Producers set out from the beginning to use “Switched at Birth” to open a window to deaf culture for hearing people who might know nothing about it and could see deafness as a handicap. ("Don't say hearing impaired," Sean Berdy (Emmitt) told one interviewer through his interpreter. "Say deaf. Don't worry about it; it's not your fault. I just wanted to clear that up.")

To that end, the second half of Season 2, now ongoing, will include an episode done entirely in American Sign Language (ASL). The episode, which ABC Family calls a first for a scripted series on mainstream television, will air at 7 p.m. Monday, March 4.

"The special episode will be told from the perspective of the series’ multiple deaf characters – with open captions for hearing viewers – in a storyline that puts the audience in the middle of a student uprising in which the very essence of their deaf identity is at stake," the network said in making the announcement, adding that “Switched at Birth” is "the first mainstream television series to have multiple deaf and hard-of-hearing series regulars and scenes shot entirely in ASL."
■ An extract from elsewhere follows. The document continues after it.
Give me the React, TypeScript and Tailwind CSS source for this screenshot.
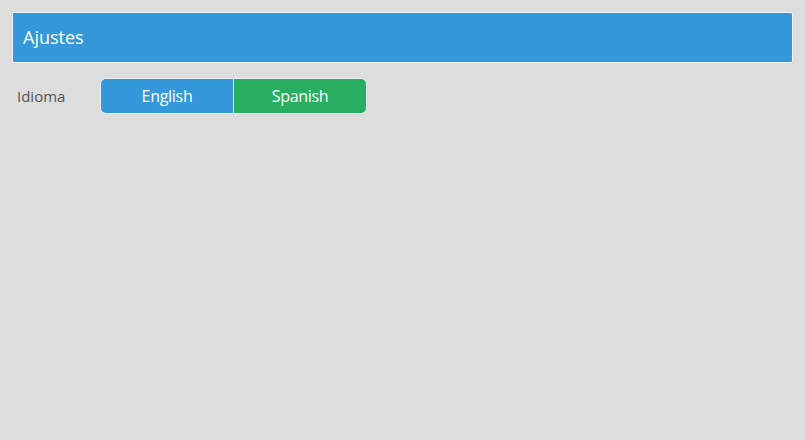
export default function App() {
  return (
    <main className="min-h-screen w-full bg-[#dddddd] px-3 pt-3 font-['Open_Sans',sans-serif]" style={{ minHeight: 440 }}>
      <div className="flex h-[51px] items-center rounded-[2px] border border-[#eef4fa] bg-[#3498db] px-[10px]">
        <h1 className="text-[18px] text-white">Ajustes</h1>
      </div>
      <div className="mt-[15px] flex items-center">
        <span className="w-[89px] pl-[5px] text-[15px] text-[#555555]">Idioma</span>
        <div className="-ml-px flex h-[36px] overflow-hidden rounded-[6px] border border-[#e8f0f8]">
          <button className="w-[132px] bg-[#3498db] text-[16px] text-white tracking-[-0.3px]">English</button>
          <button className="w-[133px] border-l border-[#eaf4ee] bg-[#27ae60] text-[16px] text-white tracking-[-0.3px]">Spanish</button>
        </div>
      </div>
    </main>
  );
}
Creator and executive producer Lizzy Weiss said: "I've been wanting to do an all-ASL episode since the series began, and the story line we've been focusing on this season gave us the perfect opportunity. It's an exciting, visual, empowering story of kids who are different fighting back, and it allows our audience to experience the world as our deaf characters do. We've been building to this for 39 episodes and we're all thrilled to be the first to try this."
The story line finds Bay transferring from her school to Daphne's school, which will now admit a few hearing students in a pilot program. Controversy ensues.

Meanwhile, other "Switched" cast members say they've loved learning ASL. At lunch, Lucas Grabeel, a Missouri native and veteran of "High School Musical," showed some of his favorite signs and explained how people from different regions have ASL "accents" and use slang expressions.